De
quoi s’agit-il? D’engager une négociation sérieuse pour aboutir
à une paix véritable, fondée sur la restitution par
Israël des territoires qu’il occupe depuis 1967? Ou de relancer une
négociation illusoire pour permettre à M. Clinton d’accorder
à M. Netanyahu l’audience qu’il lui avait refusée il y a
un mois? En somme, d’effacer la fameuse “gifle” et de renflouer le chef
du gouvernement israélien?
On se souvient que le 20 octobre, au cours d’un dîner en l’honneur
du président Weizman en présence des représentants
de la communauté juive d’Amérique, M. Clinton avouait qu’il
ne pouvait rien faire si M. Netanyahu ne lui présentait pas un “script”.
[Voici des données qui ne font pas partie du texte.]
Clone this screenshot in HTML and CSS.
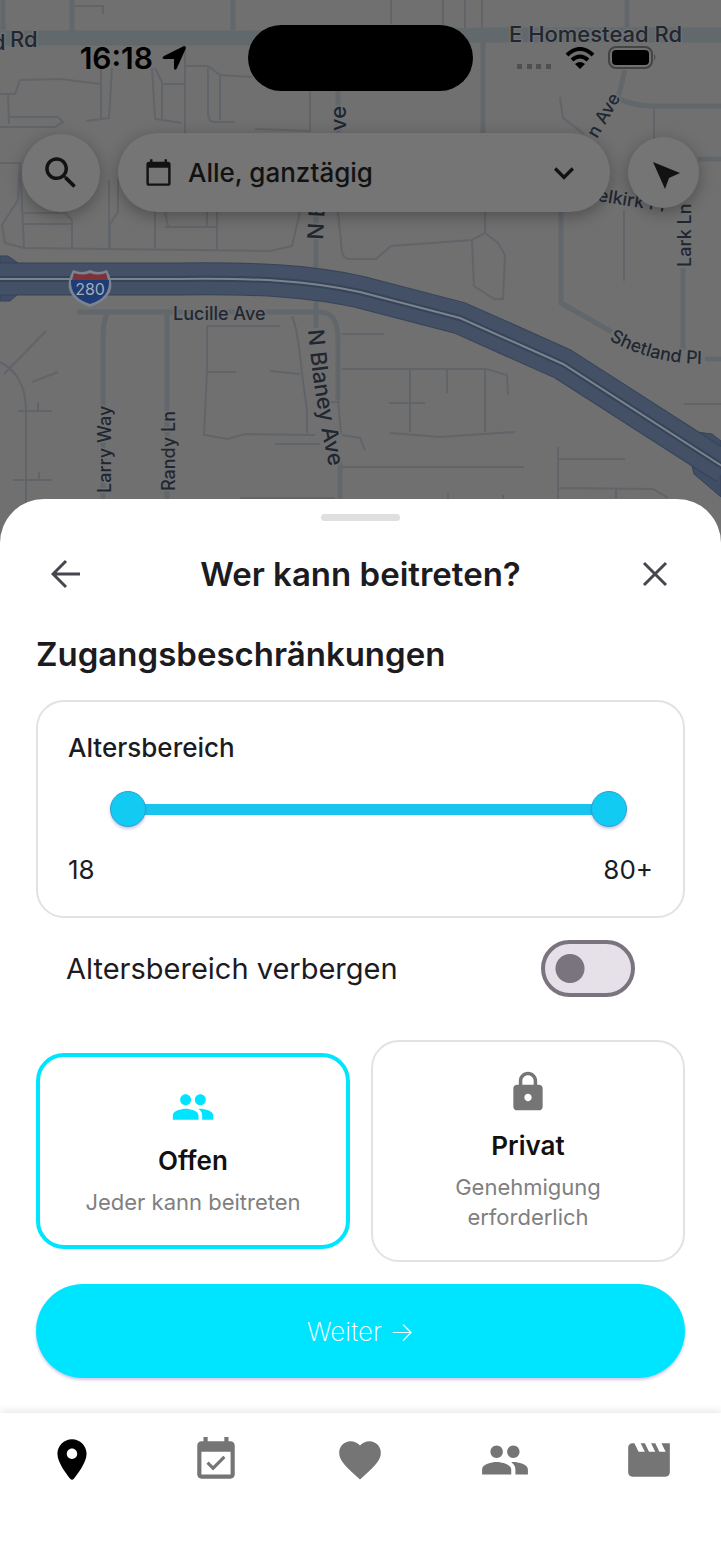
FILE: index.html
```html
<!DOCTYPE html>
<html lang="de">
<head>
    <meta charset="UTF-8">
    <meta name="viewport" content="width=device-width, initial-scale=1.0">
    <title>Wer kann beitreten?</title>
    <link rel="stylesheet" href="styles.css">
</head>
<body>

    <!-- Map with status bar and filter controls -->
    <div class="map">
        <svg class="map-canvas" viewBox="0 0 721 560" preserveAspectRatio="xMidYMin slice" aria-hidden="true">
            <!-- wide roads -->
            <g class="road-wide">
                <path d="M0 38H250L500 35H721"/>
            </g>
            <g class="road">
                <path d="M72 0V32M233 0V30M627 0V27M338 88V140M316 205V328M340 462V560"/>
                <path d="M77 312H320Q338 312 338 340V400M107 312Q103 325 103 335V560M167 312V560"/>
                <path d="M625 70L618 98Q630 105 650 106H721M561 210V303L612 332M683 268V350M705 359H721M698 159H721M3 0V30M483 42V135"/>
            </g>
            <!-- small streets -->
            <g class="street">
                <path d="M74 6H103V14M391 0V24M443 0V28M465 0V28M482 0V28M0 94H15L20 80L60 79L101 84M101 68V120M8 94L9 124M0 127H55L63 122L58 117H10M86 121L109 118L112 68M152 68L155 119L182 123M155 68L162 82V120M162 84H185M185 50V133M185 66H208L220 75L252 77M208 68V115Q209 122 214 122H235M220 76V120M310 90V131L255 129"/>
                <path d="M0 163H20L18 200L2 225L5 243L24 248L270 251L292 246L300 212M20 163L24 248M22 213H65L72 220V249M24 224H72M118 178V212L110 224V249M109 180V248M155 212V249M165 227H218M217 212V249M207 212V226M165 212L168 226M338 212L342 252Q344 259 350 259H376L391 246L472 240L485 233L498 243L505 255L503 299H494L474 286L472 240M485 212V233"/>
                <path d="M560 97L563 118L584 134M654 107V140M624 210V281"/>
                <path d="M207 326V370L204 435L228 439L245 434L315 435M207 326H280M208 372H236M270 371L300 374M292 316Q298 330 302 374L307 410V433M275 444H320M342 334H384M342 369H486L507 375L508 395M410 369V432M447 368V393M485 369V432M389 403H425M390 433L440 437L515 432M342 435L360 438L365 450M342 467H524M330 402H340M338 340V400L341 434M240 498H335"/>
                <path d="M0 362Q25 375 26 408V560M4 374L46 331M32 382L58 372M18 411H52M38 402V411M13 480H52M39 472V480M558 447V560M558 459H625M558 488L653 489L668 498M616 488V498M448 493V500M503 495V500M684 404H721"/>
            </g>
            <!-- highway 280 -->
            <path class="ramp" d="M0 256H8L18 263V294L10 301H0ZM697 432L712 434L721 441V497L694 474L692 466Z"/>
            <path class="highway-edge" d="M0 279H180C260 278 310 281 360 292L460 318L563 364L725 468"/>
            <path class="highway" d="M0 279H180C260 278 310 281 360 292L460 318L563 364L725 468"/>
            <path class="highway-middle" d="M0 279H180C260 278 310 281 360 292L460 318L563 364L725 468"/>
            <path class="highway-line" d="M0 279H180C260 278 310 281 360 292L460 318L563 364L725 468"/>
            <!-- interstate shield -->
            <g>
                <path class="shield-rim" d="M73 270Q82 274 90 270Q98 274 107 270Q114 283 110 292Q105 302 90 307Q75 302 70 292Q66 283 73 270Z"/>
                <path class="shield-blue" d="M71 280H109Q110 298 90 304Q70 298 71 280Z"/>
                <path class="shield-red" d="M74 273Q83 276 90 273Q97 276 106 273L108 280H72Z"/>
                <text class="shield-text" x="90" y="295">280</text>
            </g>
            <!-- street names -->
            <path id="shetland" class="guide" d="M609 340Q655 366 715 364"/>
            <path id="blaney" class="guide" d="M308 330Q314 400 330 470"/>
            <g class="labels">
                <text x="-8" y="50" class="big">d</text>
                <text x="10" y="47" class="big">Rd</text>
                <text x="509" y="42" class="big">E Homestead Rd</text>
                <text x="173" y="320">Lucille Ave</text>
                <text transform="translate(111 493) rotate(-90)">Larry Way</text>
                <text transform="translate(175 491) rotate(-90)">Randy Ln</text>
                <text transform="translate(691 267) rotate(-90)">Lark Ln</text>
                <text transform="translate(346 131) rotate(-90)" class="big">ve</text>
                <text transform="translate(323 240) rotate(-87)" class="big">N Bl</text>
                <text transform="translate(597 139) rotate(-60)">n Ave</text>
                <text transform="translate(597 201) rotate(9)">elkirk Pl</text>
                <text><textPath href="#shetland">Shetland Pl</textPath></text>
                <text class="big"><textPath href="#blaney">N Blaney Ave</textPath></text>
            </g>
        </svg>

        <div class="status-bar">
            <div class="status-time">
                <span>16:18</span>
                <svg width="26" height="26" viewBox="0 0 26 26" aria-hidden="true">
                    <path d="M23 1Q25 1 25 3L16 23Q15 26 13 24V14H3Q0 13 3 11Z"/>
                </svg>
            </div>
            <div class="island"></div>
            <div class="status-icons">
                <svg width="36" height="22" viewBox="0 0 36 22" class="signal" aria-hidden="true">
                    <path d="M1 17h5v5H1zM11 17h5v5h-5zM20 17h5v5h-5zM30 17h5v5h-5z"/>
                </svg>
                <svg width="30" height="22" viewBox="0 0 30 22" aria-hidden="true">
                    <path d="M15 22L10 17Q15 13 20 17Z"/>
                    <path class="wave" d="M2 8Q15 -4 28 8M7 13Q15 6 23 13"/>
                </svg>
                <svg width="49" height="24" viewBox="0 0 49 24" aria-hidden="true">
                    <rect class="battery" x="1" y="1" width="43" height="21" rx="7"/>
                    <rect x="4" y="4" width="37" height="15" rx="4"/>
                    <path class="signal" d="M46 8Q49 11 46 15Z"/>
                </svg>
            </div>
        </div>

        <div class="map-controls">
            <button class="round-button" aria-label="Suchen">
                <svg width="42" height="42" viewBox="0 0 24 24"><path d="M15.5 14h-.79l-.28-.27C15.41 12.59 16 11.11 16 9.5 16 5.91 13.09 3 9.5 3S3 5.91 3 9.5 5.91 16 9.5 16c1.61 0 3.09-.59 4.23-1.57l.27.28v.79l5 4.99L20.49 19l-4.99-5zm-6 0C7.01 14 5 11.99 5 9.5S7.01 5 9.5 5 14 7.01 14 9.5 11.99 14 9.5 14z"/></svg>
            </button>
            <button class="filter-button">
                <svg width="29" height="29" viewBox="0 0 24 24"><path d="M20 3h-1V1h-2v2H7V1H5v2H4c-1.1 0-2 .9-2 2v16c0 1.1.9 2 2 2h16c1.1 0 2-.9 2-2V5c0-1.1-.9-2-2-2zm0 18H4V8h16v13z"/></svg>
                <span>Alle, ganztägig</span>
                <svg width="40" height="40" viewBox="0 0 24 24"><path d="M7.41 8.59L12 13.17l4.59-4.58L18 10l-6 6-6-6 1.41-1.41z"/></svg>
            </button>
            <button class="round-button small" aria-label="Mein Standort">
                <svg width="36" height="36" viewBox="0 0 36 36"><path d="M7 7L34 18L23 23L19 34Z"/></svg>
            </button>
        </div>
    </div>

    <!-- Bottom sheet -->
    <main class="sheet">
        <div class="handle"></div>

        <div class="sheet-header">
            <button class="icon-button" aria-label="Zurück">
                <svg width="30" height="30" viewBox="0 0 30 30"><path d="M29 15H2M15 2L2 15L15 28"/></svg>
            </button>
            <h1>Wer kann beitreten?</h1>
            <button class="icon-button" aria-label="Schließen">
                <svg width="30" height="30" viewBox="0 0 30 30"><path d="M4 4L26 26M26 4L4 26"/></svg>
            </button>
        </div>

        <h2>Zugangsbeschränkungen</h2>

        <div class="age-card">
            <h3>Altersbereich</h3>
            <div class="range">
                <input type="range" min="16" max="80" value="18" aria-label="Mindestalter">
                <input type="range" min="16" max="80" value="80" aria-label="Höchstalter">
            </div>
            <div class="range-values">
                <span>18</span>
                <span>80+</span>
            </div>
        </div>

        <div class="switch-row">
            <label for="hideAge">Altersbereich verbergen</label>
            <input type="checkbox" id="hideAge" class="switch" role="switch">
        </div>

        <div class="options">
            <label class="option">
                <input type="radio" name="access" checked>
                <svg width="44" height="44" viewBox="0 0 24 24"><path d="M16 11c1.66 0 2.99-1.34 2.99-3S17.66 5 16 5c-1.66 0-3 1.34-3 3s1.34 3 3 3zm-8 0c1.66 0 2.99-1.34 2.99-3S9.66 5 8 5C6.34 5 5 6.34 5 8s1.34 3 3 3zm0 2c-2.33 0-7 1.17-7 3.5V19h14v-2.5c0-2.33-4.67-3.5-7-3.5zm8 0c-.29 0-.62.02-.97.05 1.16.84 1.97 1.97 1.97 3.45V19h6v-2.5c0-2.33-4.67-3.5-7-3.5z"/></svg>
                <strong>Offen</strong>
                <span>Jeder kann beitreten</span>
            </label>
            <label class="option">
                <input type="radio" name="access">
                <svg width="44" height="44" viewBox="0 0 24 24"><path d="M18 8h-1V6c0-2.76-2.24-5-5-5S7 3.24 7 6v2H6c-1.1 0-2 .9-2 2v10c0 1.1.9 2 2 2h12c1.1 0 2-.9 2-2V10c0-1.1-.9-2-2-2zm-6 9c-1.1 0-2-.9-2-2s.9-2 2-2 2 .9 2 2-.9 2-2 2zm3.100-9H8.900V6c0-1.71 1.39-3.1 3.1-3.1s3.1 1.39 3.1 3.1v2z"/></svg>
                <strong>Privat</strong>
                <span>Genehmigung erforderlich</span>
            </label>
        </div>

        <button class="next-button">Weiter →</button>
    </main>

    <!-- Bottom navigation -->
    <nav class="tab-bar">
        <a href="#karte" class="active" aria-label="Karte">
            <svg width="50" height="50" viewBox="0 0 24 24"><path d="M12 2C8.13 2 5 5.13 5 9c0 4.17 4.42 9.92 6.24 12.11.4.48 1.13.48 1.53 0C14.58 18.92 19 13.17 19 9c0-3.87-3.13-7-7-7zm0 9.5c-1.38 0-2.5-1.12-2.5-2.5s1.12-2.5 2.5-2.5 2.5 1.12 2.5 2.5-1.12 2.5-2.5 2.5z"/></svg>
        </a>
        <a href="#termine" aria-label="Termine">
            <svg width="50" height="50" viewBox="0 0 24 24"><path d="M16.53 11.06L15.47 10l-4.88 4.88-2.12-2.12-1.06 1.06L10.59 17l5.94-5.94zM19 3h-1V1h-2v2H8V1H6v2H5c-1.11 0-1.99.9-1.99 2L3 19c0 1.1.89 2 2 2h14c1.1 0 2-.9 2-2V5c0-1.1-.9-2-2-2zm0 16H5V8h14v11z"/></svg>
        </a>
        <a href="#favoriten" aria-label="Favoriten">
            <svg width="50" height="50" viewBox="0 0 24 24"><path d="M12 21.35l-1.45-1.32C5.4 15.36 2 12.28 2 8.5 2 5.42 4.42 3 7.5 3c1.74 0 3.41.81 4.5 2.09C13.09 3.81 14.76 3 16.5 3 19.58 3 22 5.42 22 8.5c0 3.78-3.4 6.86-8.55 11.54L12 21.35z"/></svg>
        </a>
        <a href="#freunde" aria-label="Freunde">
            <svg width="50" height="50" viewBox="0 0 24 24"><path d="M16 11c1.66 0 2.99-1.34 2.99-3S17.66 5 16 5c-1.66 0-3 1.34-3 3s1.34 3 3 3zm-8 0c1.66 0 2.99-1.34 2.99-3S9.66 5 8 5C6.34 5 5 6.34 5 8s1.34 3 3 3zm0 2c-2.33 0-7 1.17-7 3.5V19h14v-2.5c0-2.33-4.67-3.5-7-3.5zm8 0c-.29 0-.62.02-.97.05 1.16.84 1.97 1.97 1.97 3.45V19h6v-2.5c0-2.33-4.67-3.5-7-3.5z"/></svg>
        </a>
        <a href="#videos" aria-label="Videos">
            <svg width="50" height="50" viewBox="0 0 24 24"><path d="M18 4l2 4h-3l-2-4h-2l2 4h-3l-2-4H8l2 4H7L5 4H4c-1.1 0-1.99.9-1.99 2L2 18c0 1.1.9 2 2 2h16c1.1 0 2-.9 2-2V4h-4z"/></svg>
        </a>
    </nav>

</body>
</html>
```
FILE: styles.css
```css
* {
    box-sizing: border-box;
}

body {
    margin: 0;
    min-height: 100vh;
    display: flex;
    flex-direction: column;
    font-family: Inter, "Liberation Sans", sans-serif;
    color: #1c1b1f;
    background: white;
}

h1, h2, h3 {
    margin: 0;
    font-weight: 600;
}

button {
    font-family: inherit;
    color: inherit;
    border: none;
    padding: 0;
    cursor: pointer;
}

/* Map */
.map {
    position: relative;
    height: 560px;
    overflow: hidden;
    background: #707070;
}

.map-canvas {
    position: absolute;
    top: 0;
    left: 0;
    width: 100%;
    height: 100%;
    fill: none;
}

.road-wide {
    stroke: #62696d;
    stroke-width: 15;
}

.road {
    stroke: #62676c;
    stroke-width: 5;
}

.street {
    stroke: #616469;
    stroke-width: 2;
}

.ramp {
    fill: #3f4d65;
    stroke: #364359;
}

.highway-edge {
    stroke: #364359;
    stroke-width: 33;
}

.highway {
    stroke: #435065;
    stroke-width: 31;
}

.highway-middle {
    stroke: #364359;
    stroke-width: 6;
}

.highway-line {
    stroke: #7c838c;
    stroke-width: 2;
}

.shield-rim {
    fill: #7c8494;
}

.shield-blue {
    fill: #1f3c74;
}

.shield-red {
    fill: #7d3238;
}

.shield-text {
    fill: #a5abb5;
    font-size: 16px;
    text-anchor: middle;
}

.guide {
    stroke: none;
}

.labels {
    fill: #22272f;
    stroke: #707173;
    stroke-width: 3;
    paint-order: stroke;
    font-size: 18px;
    font-weight: 500;
}

.labels .big {
    font-size: 22px;
}

/* Status bar */
.status-bar {
    position: relative;
    display: grid;
    grid-template-columns: 1fr 225px 1fr;
    align-items: center;
    padding-top: 25px;
    color: black;
}

.status-time {
    display: flex;
    align-items: center;
    justify-content: flex-end;
    gap: 8px;
    padding-right: 61px;
    font-size: 30px;
    font-weight: 600;
}

.island {
    height: 66px;
    border-radius: 33px;
    background: black;
}

.status-icons {
    display: flex;
    align-items: center;
    gap: 13px;
    padding-left: 43px;
}

.signal {
    fill: #505050;
}

.wave {
    fill: none;
    stroke: black;
    stroke-width: 4;
}

.battery {
    fill: none;
    stroke: #444444;
    stroke-width: 2;
}

/* Filter controls */
.map-controls {
    position: relative;
    display: flex;
    align-items: center;
    gap: 18px;
    margin-top: 42px;
    padding: 0 22px;
}

.map-controls button {
    display: flex;
    align-items: center;
    background: #757575;
    color: #121212;
    box-shadow: 0 4px 16px rgba(0, 0, 0, 0.3);
}

.map-controls svg {
    fill: #121212;
}

.round-button {
    justify-content: center;
    width: 78px;
    height: 78px;
    border-radius: 50%;
}

.round-button.small {
    width: 71px;
    height: 71px;
}

.filter-button {
    flex: 1;
    gap: 15px;
    height: 79px;
    border-radius: 40px;
    font-size: 26px;
    font-weight: 500;
}

.map-controls .filter-button {
    padding: 0 26px;
}

.filter-button span {
    flex: 1;
    text-align: left;
}

/* Bottom sheet */
.sheet {
    position: relative;
    flex: 1;
    margin-top: -61px;
    padding: 15px 36px 35px;
    border-radius: 44px 44px 0 0;
    background: white;
}

.handle {
    width: 79px;
    height: 7px;
    margin: 0 auto;
    border-radius: 4px;
    background: #dfdfdf;
}

.sheet-header {
    display: flex;
    align-items: center;
    justify-content: space-between;
    margin-top: 23px;
}

.icon-button {
    display: flex;
    align-items: center;
    justify-content: center;
    width: 60px;
    height: 60px;
    background: none;
}

.icon-button svg {
    fill: none;
    stroke: #49454f;
    stroke-width: 3;
}

h1, h2 {
    font-size: 33px;
    line-height: 40px;
}

h2 {
    margin-top: 30px;
}

.age-card {
    margin-top: 26px;
    padding: 28px 30px;
    border: 2px solid #e2e2e2;
    border-radius: 28px;
}

h3 {
    font-size: 26px;
    line-height: 36px;
    font-weight: 500;
}

.range {
    display: grid;
    margin: 25px 26px;
}

/* both sliders share one track */
.range input {
    grid-area: 1 / 1;
    appearance: none;
    width: 100%;
    height: 36px;
    margin: 0;
    background: none;
    pointer-events: none;
}

.range input:first-child {
    background: linear-gradient(#19c5ee, #19c5ee) center / calc(100% - 68px) 11px no-repeat;
}

.range input::-webkit-slider-thumb {
    appearance: none;
    width: 36px;
    height: 36px;
    border: 1px solid #2f9fd0;
    border-radius: 50%;
    background: #12cbf2;
    box-shadow: 0 2px 3px rgba(90, 70, 180, 0.3);
    pointer-events: auto;
}

.range-values {
    display: flex;
    justify-content: space-between;
    font-size: 26px;
    line-height: 36px;
}

.switch-row {
    display: flex;
    align-items: center;
    justify-content: space-between;
    margin-top: 22px;
    padding: 0 50px 0 30px;
    font-size: 29px;
}

.switch {
    appearance: none;
    width: 94px;
    height: 57px;
    margin: 0;
    border: 4px solid #79747e;
    border-radius: 29px;
    background: radial-gradient(circle at 25px 50%, #79747e 14px, #e6e0e9 15px);
}

.switch:checked {
    background: radial-gradient(circle at 61px 50%, white 14px, #00e5ff 15px);
}

.options {
    display: grid;
    grid-template-columns: 1fr 1fr;
    align-items: center;
    gap: 21px;
    margin-top: 43px;
}

.option {
    display: flex;
    flex-direction: column;
    align-items: center;
    padding: 28px 40px;
    border: 2px solid #e2e2e2;
    border-radius: 28px;
    text-align: center;
    cursor: pointer;
}

.option:has(input:checked) {
    border: 4px solid #00e5ff;
}

.option input {
    position: absolute;
    opacity: 0;
}

.option svg {
    fill: #757575;
}

.option:has(input:checked) svg {
    fill: #00e5ff;
}

.option strong {
    margin: 15px 0 9px;
    font-size: 26px;
    line-height: 34px;
    font-weight: 600;
    color: #111111;
}

.option span {
    font-size: 22px;
    line-height: 30px;
    color: #808080;
}

.next-button {
    width: 100%;
    height: 94px;
    margin-top: 22px;
    border-radius: 47px;
    background: #00e5ff;
    box-shadow: 0 2px 3px rgba(90, 70, 180, 0.3);
    color: white;
    font-size: 26px;
    font-weight: 200;
}

/* Bottom navigation */
.tab-bar {
    position: relative;
    display: grid;
    grid-template-columns: repeat(5, 1fr);
    padding: 22px 0 83px;
    background: white;
    box-shadow: 0 -2px 8px rgba(0, 0, 0, 0.1);
}

.tab-bar a {
    display: flex;
    justify-content: center;
}

.tab-bar svg {
    fill: #757575;
}

.tab-bar .active svg {
    fill: black;
}
```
Et M. Netanyahu s’est dépêché d’en écrire un
qu’il vient de discuter avec Mme Albright à Paris. Bien que ce “script”
soit encore parfaitement flou (“ce ne sont que des idées”, a précisé
modeste, son auteur), Mme Albright a jugé que cela pouvait suffire
à relancer les pourparlers avec M. Arafat, lequel est prié
d’être plus réaliste. C’est-à-dire de réclamer
moins de territoires et moins d’autonomie. Admirable!
Ainsi, s’engagerait non plus une négociation sérieuse
(on occulte déjà des accords dûment signés sur
ces mêmes problèmes), mais une sorte de maquignonage dont
le but est de flouer encore les Palestiniens.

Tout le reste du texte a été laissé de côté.